Wheat Futures Rise in Overnight Trading; USDA Offers Few Surprises in WASDE

1. Wheat Futures Rise Overnight After USDA Cuts Production Forecast

Wheat futures were higher overnight after the U.S. Department of Agriculture cut its forecast for production in the current marketing year by 11 million bushels.

Output in the 2016-2017 year that started on June 1 will total 2.31 billion bushels, down from 2.32 billion bushels forecast in September, the USDA said yesterday in a monthly report. Still, inventories were projected higher, offset by lower use.

The USDA raised its export expectations by 25 million bushels but lowered its feed-use outlook by 70 million bushels. Total disappearance is seen at 2.27 billion bushels, down from a prior projection for 2.32 billion bushels.

Wheat futures for December delivery rose 3¼ cents to $4 a bushel on the Chicago Board of Trade, while Kansas City futures added 3¢ to $4.01½ a bushel. 

Corn and soybean futures were little changed overnight as investors focus on fundamentals. The storylines for crop prices have been harvest pressure vs. demand. Sales of corn since the start of the marketing year on September 1 are a whopping 87% ahead of last year’s pace while soybean sales are up 30%, according to the government.

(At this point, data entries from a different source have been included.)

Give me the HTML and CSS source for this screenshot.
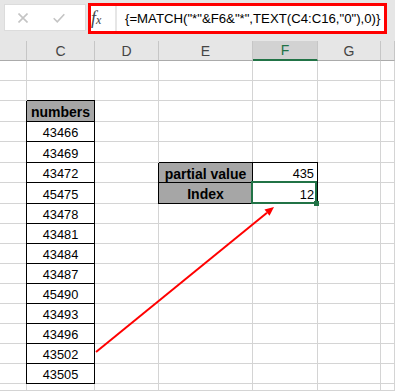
FILE: index.html
```html
<!DOCTYPE html>
<html lang="en">

<head>
  <meta charset="UTF-8">
  <meta name="viewport" content="width=device-width, initial-scale=1.0">
  <title>MATCH partial value</title>
  <link rel="stylesheet" href="styles.css">
</head>

<body>
  <div class="topbar">
    <div class="edit-btns">
      <svg class="ico" width="10" height="10" viewBox="0 0 10 10"><path d="M0.5 0.5 9.5 9.5M9.5 0.5 0.5 9.5" /></svg>
      <svg class="ico" width="12" height="10" viewBox="0 0 12 10"><path d="M0.7 5.2 4.3 8.8 11.3 1.2" /></svg>
    </div>
    <div class="formula-wrap">
      <div class="fx"><i>f</i><small>x</small></div>
      <div class="formula">{=MATCH("*"&amp;F6&amp;"*",TEXT(C4:C16,"0"),0)}</div>
    </div>
  </div>

  <div class="sheet">
    <div class="grid">
      <div class="c hd"></div><div class="c hd">C</div><div class="c hd">D</div><div class="c hd">E</div><div class="c hd sel">F</div><div class="c hd">G</div><div class="c hd"></div>

      <div class="c"></div><div class="c"></div><div class="c"></div><div class="c"></div><div class="c"></div><div class="c"></div><div class="c"></div>
      <div class="c"></div><div class="c"></div><div class="c"></div><div class="c"></div><div class="c"></div><div class="c"></div><div class="c"></div>
      <div class="c"></div><div class="c box lbl">numbers</div><div class="c"></div><div class="c"></div><div class="c"></div><div class="c"></div><div class="c"></div>
      <div class="c"></div><div class="c box">43466</div><div class="c"></div><div class="c"></div><div class="c"></div><div class="c"></div><div class="c"></div>
      <div class="c"></div><div class="c box">43469</div><div class="c"></div><div class="c"></div><div class="c"></div><div class="c"></div><div class="c"></div>
      <div class="c"></div><div class="c box">43472</div><div class="c"></div><div class="c box lbl">partial value</div><div class="c box val">435</div><div class="c"></div><div class="c"></div>
      <div class="c"></div><div class="c box">45475</div><div class="c"></div><div class="c box lbl">Index</div><div class="c box val cur">12</div><div class="c"></div><div class="c"></div>
      <div class="c"></div><div class="c box">43478</div><div class="c"></div><div class="c"></div><div class="c"></div><div class="c"></div><div class="c"></div>
      <div class="c"></div><div class="c box">43481</div><div class="c"></div><div class="c"></div><div class="c"></div><div class="c"></div><div class="c"></div>
      <div class="c"></div><div class="c box">43484</div><div class="c"></div><div class="c"></div><div class="c"></div><div class="c"></div><div class="c"></div>
      <div class="c"></div><div class="c box">43487</div><div class="c"></div><div class="c"></div><div class="c"></div><div class="c"></div><div class="c"></div>
      <div class="c"></div><div class="c box">45490</div><div class="c"></div><div class="c"></div><div class="c"></div><div class="c"></div><div class="c"></div>
      <div class="c"></div><div class="c box">43493</div><div class="c"></div><div class="c"></div><div class="c"></div><div class="c"></div><div class="c"></div>
      <div class="c"></div><div class="c box">43496</div><div class="c"></div><div class="c"></div><div class="c"></div><div class="c"></div><div class="c"></div>
      <div class="c"></div><div class="c box">43502</div><div class="c"></div><div class="c"></div><div class="c"></div><div class="c"></div><div class="c"></div>
      <div class="c"></div><div class="c box">43505</div><div class="c"></div><div class="c"></div><div class="c"></div><div class="c"></div><div class="c"></div>
      <div class="c"></div><div class="c"></div><div class="c"></div><div class="c"></div><div class="c"></div><div class="c"></div><div class="c"></div>
    </div>

    <!-- annotation arrow from 43502 to the result cell -->
    <svg class="arrow" width="395" height="350" viewBox="0 0 395 350">
      <line x1="96" y1="311" x2="267" y2="171.7" />
      <polygon points="274,166 269.5,174.8 264.5,168.6" />
    </svg>
  </div>
</body>

</html>
```

FILE: styles.css
```css
body {
  margin: 0;
  width: 395px;
  height: 391px;
  overflow: hidden;
  background: #fff;
  font-family: "Liberation Sans", Arial, sans-serif;
  color: #000;
}

.topbar {
  display: flex;
  align-items: flex-start;
  height: 41px;
  background: #e6e6e6;
}

.edit-btns {
  display: flex;
  align-items: center;
  gap: 25px;
  box-sizing: border-box;
  width: 82px;
  height: 27px;
  margin: 4px 0 0 4px;
  padding-left: 13px;
  background: #fff;
  border: 1px solid #dcdcdc;
}

.edit-btns .ico {
  fill: none;
  stroke: #c4c4c4;
  stroke-width: 1.6;
}

.formula-wrap {
  display: flex;
  box-sizing: border-box;
  width: 299px;
  height: 31px;
  margin: 3px 0 0 2px;
  border: 3px solid #f00;
  background: #e6e6e6;
}

.fx {
  width: 24px;
  background: #fff;
  font-family: "Liberation Serif", "Times New Roman", serif;
  color: #444;
  line-height: 25px;
}

.fx i {
  font-size: 18px;
}

.fx small {
  font-style: italic;
  font-size: 12px;
}

.formula {
  flex: 1;
  margin-left: 2px;
  padding-left: 8px;
  background: #fff;
  font-size: 13.2px;
  line-height: 25px;
  white-space: nowrap;
  overflow: hidden;
}

.sheet {
  position: relative;
}

.grid {
  display: grid;
  grid-template-columns: 27px 68px 64px 94px 65px 63px 1fr;
  grid-template-rows: 20px 20px 20px 21px 20px 21px 20px 21px repeat(9, 20px) 1fr;
  height: 350px;
}

.c {
  display: flex;
  align-items: center;
  justify-content: center;
  box-sizing: border-box;
  min-width: 0;
  padding-top: 2px;
  background: #fff;
  border-right: 1px solid #d4d4d4;
  border-bottom: 1px solid #d4d4d4;
  font-size: 12.8px;
  white-space: nowrap;
}

.c.hd {
  padding-top: 0;
  background: #e6e6e6;
  border-right-color: #c6c6c6;
  border-bottom-color: #ababab;
  color: #444;
  font-size: 14px;
}

.c.hd.sel {
  background: #d2d2d2;
  color: #217346;
  border-bottom: 2px solid #217346;
}

.c.box {
  border-right-color: #000;
  border-bottom-color: #000;
  box-shadow: -1px 0 #000, 0 -1px #000;
}

.c.lbl {
  background: #a6a6a6;
  font-weight: bold;
  font-size: 14px;
}

.c.val {
  justify-content: flex-end;
  padding-right: 3px;
}

.c.cur {
  position: relative;
}

.c.cur::before {
  content: "";
  position: absolute;
  top: -2px;
  left: -2px;
  right: 0;
  bottom: -1px;
  border: 2px solid #217346;
}

.c.cur::after {
  content: "";
  position: absolute;
  right: -2px;
  bottom: -3px;
  width: 5px;
  height: 5px;
  background: #217346;
}

.arrow {
  position: absolute;
  top: 0;
  left: 0;
  pointer-events: none;
}

.arrow line {
  stroke: #f00;
  stroke-width: 2;
}

.arrow polygon {
  fill: #f00;
}
```
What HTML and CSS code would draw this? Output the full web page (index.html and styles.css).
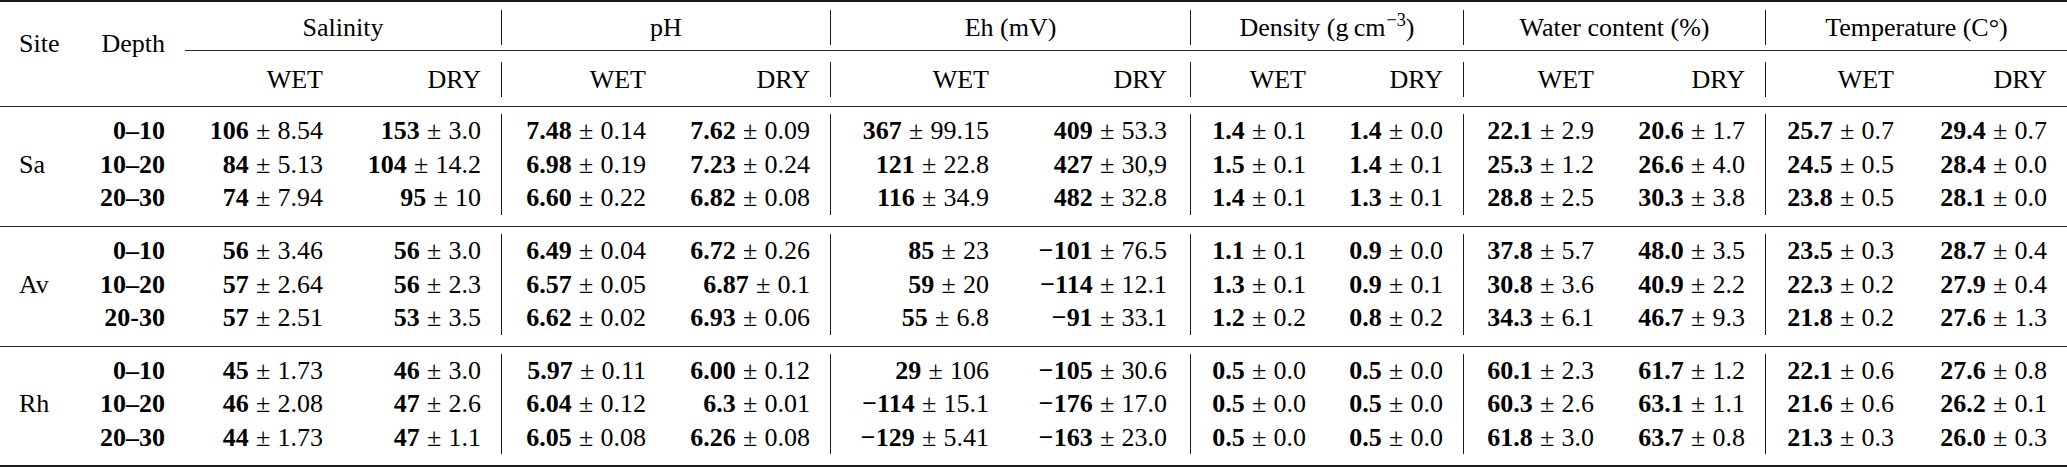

Still, prices have been pressured as the harvest rolls on. About 35% of U.S. corn had been collected as of Sunday and 44% of soybeans were harvested, the USDA said in a report earlier this week.

Corn futures for December delivery rose ¾¢ to $3.37¾ a bushel in Chicago.  

Soybeans for November delivery lost 3¢ to $9.42½ a bushel. Soy meal futures for December delivery rose 50¢ to $297 a short ton and soy oil fell 0.26¢ to 33.08¢ a pound.


2. USDA Does What Analysts Expected; Carryout Only Surprise in WASDE

For once, the Department of Agriculture did what everybody expected it to do.

There were few surprises in the corn and soybean yield and projections from the USDA’s World Agricultural Supply and Demand Estimates report yesterday. The government pegged corn yield at 173.4 bushels an acre, exactly on par with forecasts from analysts, while output was seen by the USDA at 15.1 billion bushels, also very close to projections.

Soybean yields were seen at 51.4 bushels an acre, also perfectly pegged by analysts. The USDA said production would total 4.27 billion bushels, a tick below private forecasts for 4.28 billion bushels.

If there was a surprise, it came in on the stockpiles side.

The government said corn carryout would total 2.32 billion bushels, slightly below analyst forecasts for 2.36 billion bushels and September’s USDA forecast for 2.38 billion. Soybean stockpiles will come in at 395 million bushels, well below forecasts for 415 million bushels but above last month’s projection for 365 million.

With corn and soybean yield and production all pegged at records, it’s going to be very difficult for prices to rally. It’ll be interesting to see if demand can buoy prices as it’s done since the start of the corn and bean marketing year on September 1.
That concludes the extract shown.